Quali sono alcuni dei temi centrali che avete scelto di soffermarvi su questo disco? E qual è il vostro messaggio?

«Stato confusionale esprime metaforicamente la nascita. È lo stato d’animo suscitato dalla constatazione della realtà. Da lì ogni canzone esprime uno stato d’animo diverso collegato a un periodo preciso della vita di ogni individuo. Più che temi quindi sono stati d’animo. In una società presa dalla frenesia e dalle convenzioni cerchiamo di esprimere un messaggio di consapevolezza. Esprimiamo lo stato d’animo nostro collegato a tutti i nostri coetanei che devono prendere delle decisioni importati che potrebbero inevitabilmente cambiare il corso della vita. Viviamo in una società confusa, moralmente e socialmente. Ecco noi cerchiamo di capire quale sia la strada giusta per noi in mezzo a questo caos. Pensiamo che tutto quel che ci serve per stare bene a volte è nascosto proprio vicino a noi, bisogna sapere solo osservare bene.»

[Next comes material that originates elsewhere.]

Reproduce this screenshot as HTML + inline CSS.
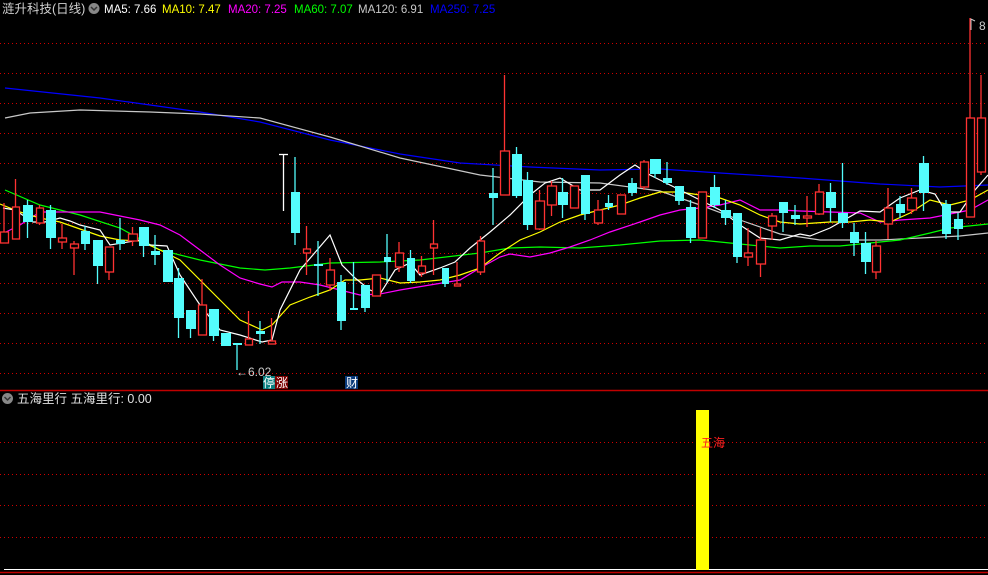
<!DOCTYPE html>
<html><head><meta charset="utf-8"><style>
body{margin:0;background:#000;width:988px;height:575px;overflow:hidden;font-family:"Liberation Sans","Noto Sans CJK SC",sans-serif;}
svg{position:absolute;left:0;top:0}
</style></head><body>
<svg width="988" height="575" xmlns="http://www.w3.org/2000/svg" font-family="Liberation Sans, Noto Sans CJK SC, sans-serif">
<g stroke="#d00000" stroke-width="1" stroke-dasharray="1,3" shape-rendering="crispEdges">
<line x1="0" y1="43.5" x2="988" y2="43.5"/><line x1="0" y1="73.5" x2="988" y2="73.5"/><line x1="0" y1="103.5" x2="988" y2="103.5"/><line x1="0" y1="133.5" x2="988" y2="133.5"/><line x1="0" y1="163.5" x2="988" y2="163.5"/><line x1="0" y1="193.5" x2="988" y2="193.5"/><line x1="0" y1="223.5" x2="988" y2="223.5"/><line x1="0" y1="253.5" x2="988" y2="253.5"/><line x1="0" y1="283.5" x2="988" y2="283.5"/><line x1="0" y1="313.5" x2="988" y2="313.5"/><line x1="0" y1="343.5" x2="988" y2="343.5"/><line x1="0" y1="373.5" x2="988" y2="373.5"/>
<line x1="0" y1="442.5" x2="988" y2="442.5"/><line x1="0" y1="474.5" x2="988" y2="474.5"/><line x1="0" y1="505.5" x2="988" y2="505.5"/><line x1="0" y1="537.5" x2="988" y2="537.5"/>
</g>
<line x1="0" y1="390.5" x2="988" y2="390.5" stroke="#c00000" stroke-width="1.5"/>
<line x1="4" y1="569.5" x2="988" y2="569.5" stroke="#fff"/>
<line x1="0" y1="572.5" x2="988" y2="572.5" stroke="#c00000" stroke-width="1.5"/>
<rect x="696" y="410" width="13" height="160" fill="#ffff00"/>
<text x="701" y="447" font-size="12" fill="#ff2020">五海</text>

<g fill="none" stroke-width="1.2">
<polyline stroke="#0000ff" points="5,88 100,98 200,112 260,122 330,140 400,154 460,163 530,167 600,170 660,169 720,173 800,178 880,184 940,187 988,185"/>
<polyline stroke="#c8c8c8" points="5,118 30,113 80,110 150,112 200,114 260,118 330,137 400,158 480,175 540,182 600,183 660,191 700,205 740,220 780,234 820,240 880,240 920,238 960,236 988,233"/>
<polyline stroke="#00ff00" points="5,190 40,205 80,215 120,228 160,250 200,260 240,268 265,270 290,268 330,263 380,262 420,260 480,253 510,248 540,247 580,248 620,245 660,241 700,240 740,244 780,248 810,246 840,246 870,243 900,240 930,233 950,228 988,224"/>
<polyline stroke="#ff00ff" points="0,235 20,225 40,212 60,212 100,212 120,216 140,220 160,225 180,235 200,250 220,265 240,278 260,284 272,287 282,282 300,282 320,285 340,290 360,295 380,294 400,290 430,285 460,280 480,268 500,257 510,254 530,257 550,253 570,247 590,240 610,232 640,222 660,215 680,210 700,208 720,205 740,200 760,210 780,210 800,211 830,212 860,213 880,222 900,220 930,218 950,214 970,210 988,200"/>
<polyline stroke="#ffff00" points="0,204 20,212 40,218 60,222 80,229 100,236 120,240 140,241 160,250 180,260 200,280 220,300 240,320 262,330 272,325 290,305 310,297 330,290 345,280 360,280 380,278 400,283 420,282 440,280 460,275 480,268 500,253 520,240 540,232 560,222 580,215 600,210 620,205 640,198 660,192 680,192 700,195 720,198 740,205 760,215 780,222 800,224 830,222 850,222 870,220 890,222 910,213 930,200 950,205 970,200 988,190"/>
<polyline stroke="#ffffff" points="3,208 15,210 33,222 45,222 60,218 70,221 80,225 100,230 110,245 140,240 150,245 167,246 180,275 200,305 220,330 240,335 262,342 272,340 280,310 300,270 330,235 342,265 355,278 370,290 380,294 395,270 410,263 420,275 440,268 455,262 470,248 490,232 510,215 530,195 545,183 560,178 580,190 600,190 620,175 635,165 650,175 660,180 680,190 700,200 720,210 740,225 760,238 780,240 800,234 810,236 830,228 860,211 880,212 890,205 900,198 920,190 935,194 946,212 960,212 975,190 988,175"/>
</g>
<g stroke="#54fcfc" stroke-width="1.3">
<line x1="27.5" y1="200" x2="27.5" y2="238"/><line x1="50.5" y1="205" x2="50.5" y2="249"/><line x1="85" y1="226" x2="85" y2="250"/><line x1="97.5" y1="240" x2="97.5" y2="284"/><line x1="120" y1="218" x2="120" y2="250"/><line x1="143.5" y1="227" x2="143.5" y2="257"/><line x1="155" y1="235" x2="155" y2="265"/><line x1="178.5" y1="268" x2="178.5" y2="338"/><line x1="190.5" y1="310" x2="190.5" y2="338"/><line x1="213.5" y1="309" x2="213.5" y2="341"/><line x1="237" y1="343" x2="237" y2="370"/><line x1="260" y1="321" x2="260" y2="344"/><line x1="295" y1="157" x2="295" y2="245"/><line x1="318" y1="241" x2="318" y2="296"/><line x1="341" y1="275" x2="341" y2="330"/><line x1="353.5" y1="262" x2="353.5" y2="310"/><line x1="365" y1="285" x2="365" y2="312"/><line x1="387" y1="234" x2="387" y2="282"/><line x1="410.5" y1="250" x2="410.5" y2="283"/><line x1="445" y1="268" x2="445" y2="287"/><line x1="493" y1="168" x2="493" y2="225"/><line x1="516.5" y1="147" x2="516.5" y2="198"/><line x1="527.5" y1="172" x2="527.5" y2="230"/><line x1="562.5" y1="178" x2="562.5" y2="218"/><line x1="585" y1="175" x2="585" y2="220"/><line x1="608.5" y1="195" x2="608.5" y2="210"/><line x1="632" y1="178" x2="632" y2="196"/><line x1="655" y1="159" x2="655" y2="178"/><line x1="667" y1="162" x2="667" y2="185"/><line x1="679" y1="186" x2="679" y2="205"/><line x1="690.5" y1="200" x2="690.5" y2="243"/><line x1="714.5" y1="175" x2="714.5" y2="208"/><line x1="725.5" y1="200" x2="725.5" y2="225"/><line x1="737" y1="213" x2="737" y2="263"/><line x1="783" y1="203" x2="783" y2="232"/><line x1="795" y1="205" x2="795" y2="225"/><line x1="830.5" y1="183" x2="830.5" y2="222"/><line x1="842.5" y1="163" x2="842.5" y2="228"/><line x1="854" y1="223" x2="854" y2="256"/><line x1="865.5" y1="232" x2="865.5" y2="274"/><line x1="900" y1="196" x2="900" y2="218"/><line x1="923.5" y1="156" x2="923.5" y2="211"/><line x1="946" y1="200" x2="946" y2="239"/><line x1="958" y1="213" x2="958" y2="240"/>
</g>
<g fill="#54fcfc">
<rect x="23" y="205" width="10" height="17"/><rect x="46" y="210" width="10" height="28"/><rect x="81" y="231" width="9" height="13"/><rect x="93" y="240" width="10" height="26"/><rect x="116" y="240" width="9" height="4"/><rect x="139" y="227" width="10" height="19"/><rect x="151" y="251" width="9" height="4"/><rect x="163" y="250" width="10" height="32"/><rect x="174" y="278" width="10" height="40"/><rect x="186" y="310" width="10" height="19"/><rect x="209" y="309" width="10" height="27"/><rect x="221" y="333" width="10" height="13"/><rect x="233" y="343" width="9" height="2"/><rect x="256" y="331" width="9" height="3"/><rect x="291" y="192" width="9" height="41"/><rect x="314" y="264" width="9" height="2"/><rect x="337" y="282" width="9" height="39"/><rect x="350" y="308" width="8" height="2"/><rect x="361" y="285" width="9" height="23"/><rect x="384" y="257" width="7" height="5"/><rect x="407" y="258" width="8" height="23"/><rect x="442" y="268" width="7" height="16"/><rect x="489" y="193" width="9" height="5"/><rect x="512" y="154" width="10" height="42"/><rect x="523" y="180" width="10" height="45"/><rect x="558" y="192" width="10" height="13"/><rect x="581" y="175" width="9" height="39"/><rect x="605" y="203" width="8" height="4"/><rect x="628" y="183" width="9" height="10"/><rect x="650" y="159" width="11" height="15"/><rect x="663" y="178" width="9" height="5"/><rect x="675" y="186" width="9" height="15"/><rect x="686" y="207" width="10" height="31"/><rect x="710" y="187" width="10" height="18"/><rect x="721" y="210" width="10" height="8"/><rect x="733" y="213" width="9" height="44"/><rect x="779" y="202" width="9" height="11"/><rect x="791" y="215" width="9" height="4"/><rect x="826" y="192" width="10" height="16"/><rect x="838" y="213" width="10" height="10"/><rect x="850" y="232" width="9" height="11"/><rect x="861" y="243" width="10" height="19"/><rect x="896" y="204" width="9" height="9"/><rect x="919" y="163" width="10" height="30"/><rect x="942" y="204" width="9" height="30"/><rect x="954" y="219" width="9" height="10"/>
</g>
<g stroke="#ff3232" stroke-width="1.3">
<line x1="4" y1="203" x2="4" y2="232"/><line x1="15.5" y1="179" x2="15.5" y2="207"/><line x1="39.5" y1="205" x2="39.5" y2="225"/><line x1="62" y1="224" x2="62" y2="249"/><line x1="74" y1="241" x2="74" y2="275"/><line x1="109" y1="272" x2="109" y2="280"/><line x1="132.5" y1="227" x2="132.5" y2="246"/><line x1="202" y1="279" x2="202" y2="305"/><line x1="248.5" y1="311" x2="248.5" y2="339"/><line x1="271.5" y1="318" x2="271.5" y2="341"/><line x1="306.5" y1="226" x2="306.5" y2="275"/><line x1="330" y1="258" x2="330" y2="291"/><line x1="399" y1="242" x2="399" y2="272"/><line x1="421.5" y1="256" x2="421.5" y2="277"/><line x1="433.5" y1="220" x2="433.5" y2="275"/><line x1="457" y1="262" x2="457" y2="286"/><line x1="480.5" y1="236" x2="480.5" y2="275"/><line x1="504.5" y1="75" x2="504.5" y2="151"/><line x1="539.5" y1="190" x2="539.5" y2="230"/><line x1="551.5" y1="181" x2="551.5" y2="216"/><line x1="598" y1="200" x2="598" y2="225"/><line x1="644" y1="160" x2="644" y2="190"/><line x1="748" y1="228" x2="748" y2="266"/><line x1="760.5" y1="228" x2="760.5" y2="277"/><line x1="772" y1="213" x2="772" y2="240"/><line x1="807" y1="196" x2="807" y2="227"/><line x1="819" y1="184" x2="819" y2="215"/><line x1="876" y1="241" x2="876" y2="279"/><line x1="888" y1="188" x2="888" y2="239"/><line x1="911.5" y1="188" x2="911.5" y2="214"/><line x1="970" y1="18" x2="970" y2="118"/><line x1="981" y1="75" x2="981" y2="118"/><line x1="981" y1="172" x2="981" y2="175"/>
</g>
<g stroke="#ff3232" stroke-width="1.3" fill="#000">
<rect x="0.5" y="232" width="8" height="11"/><rect x="12.5" y="207" width="7" height="32"/><rect x="36.5" y="208" width="7" height="15"/><rect x="58.5" y="238" width="8" height="4"/><rect x="70.5" y="244" width="8" height="4"/><rect x="105.5" y="247" width="8" height="25"/><rect x="128.5" y="234" width="9" height="7"/><rect x="198.5" y="305" width="8" height="30"/><rect x="245.5" y="339" width="7" height="6"/><rect x="268.5" y="341" width="7" height="3"/><rect x="303.5" y="249" width="7" height="4"/><rect x="326.5" y="270" width="8" height="15"/><rect x="372.5" y="275" width="8" height="21"/><rect x="395.5" y="253" width="8" height="14"/><rect x="418.5" y="266" width="7" height="7"/><rect x="430.5" y="244" width="7" height="4"/><rect x="454.5" y="284" width="6" height="2"/><rect x="477.5" y="241" width="7" height="31"/><rect x="500.5" y="151" width="9" height="44"/><rect x="535.5" y="201" width="9" height="28"/><rect x="547.5" y="186" width="9" height="19"/><rect x="570.5" y="186" width="8" height="22"/><rect x="594.5" y="210" width="8" height="13"/><rect x="617.5" y="195" width="8" height="19"/><rect x="640.5" y="162" width="8" height="25"/><rect x="698.5" y="192" width="8" height="46"/><rect x="744.5" y="253" width="8" height="4"/><rect x="756.5" y="240" width="9" height="24"/><rect x="768.5" y="216" width="8" height="10"/><rect x="803.5" y="216" width="8" height="2"/><rect x="815.5" y="192" width="8" height="22"/><rect x="872.5" y="246" width="8" height="26"/><rect x="884.5" y="208" width="8" height="16"/><rect x="907.5" y="198" width="9" height="12"/><rect x="966.5" y="118" width="8" height="99"/><rect x="977.5" y="118" width="8" height="54"/>
</g>
<line x1="283.5" y1="154" x2="283.5" y2="211" stroke="#fff" stroke-width="1.3"/>
<line x1="279" y1="154.5" x2="288" y2="154.5" stroke="#fff" stroke-width="1.3"/>
<polyline points="975,21 971,19 971,30" fill="none" stroke="#ccc"/>
<text x="979" y="30" font-size="12" fill="#ccc">8</text>
<text x="236" y="376" font-size="12" fill="#ccc">←6.02</text>
<rect x="263" y="376" width="12" height="13" fill="#0a7f80"/><text x="263" y="387" font-size="12" fill="#fff">停</text>
<rect x="275" y="376" width="13" height="13" fill="#7a0000"/><text x="276" y="387" font-size="12" fill="#fff">涨</text>
<rect x="345" y="376" width="13" height="13" fill="#0a3a7a"/><text x="346" y="387" font-size="12" fill="#fff">财</text>
<text x="2" y="13" font-size="12.5" fill="#d0d0d0">涟升科技(日线)</text>
<circle cx="94" cy="8.5" r="5.5" fill="#888"/><path d="M91,7 L94,10 L97,7" stroke="#333" fill="none" stroke-width="1.5"/>
<text y="13" font-size="11.5"><tspan x="104" fill="#fff">MA5: 7.66</tspan><tspan x="162" fill="#ffff00">MA10: 7.47</tspan><tspan x="228" fill="#ff00ff">MA20: 7.25</tspan><tspan x="294" fill="#00ff00">MA60: 7.07</tspan><tspan x="358" fill="#c8c8c8">MA120: 6.91</tspan><tspan x="430" fill="#0000ff">MA250: 7.25</tspan></text>
<circle cx="7.5" cy="398.5" r="5.5" fill="#888"/><path d="M4.5,397 L7.5,400 L10.5,397" stroke="#333" fill="none" stroke-width="1.5"/>
<text x="17" y="403" font-size="12.5" fill="#e0e0e0">五海里行 五海里行: 0.00</text>
</svg>
</body></html>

Sappiamo che è una domanda difficile da rispondere, ma c'è una traccia di Stato confusionale che incarna davvero il vostro orgoglio come band?

«Quella canzone speciale, quella più interessante, quella che era impossibile da scrivere, ma vi siete innamorati comunque ... Potremmo dire proprio Stato confusionale, la traccia che da il titolo all’album. È forse quella a cui siamo più legati perché oltre ad esprimere chiaramente il nostro concetto è stata la prima canzone che ha dato l’input per il filo conduttore che poi si è creato.»

C’è un tour di presentazione del vostro album, cosa devo aspettarsi le persone? Che tipo di spettacolo devono aspettarsi?

«Le persone devono aspettarsi concerti sinceri. Spettacoli che in qualche modo vogliono far riflettere pur mantenendo un clima spensierato, perché in fondo la musica è arte ma soprattutto divertimento. Le nostre canzoni sono cucite addosso al tipo di performance che proponiamo, momenti di riflessione alternati a situazioni in cui c’è da ballare. Proponiamo un viaggio fatto di condivisione e stati d’animo, ognuno può rispecchiarsi nelle situazioni e nei discorsi che affrontiamo.»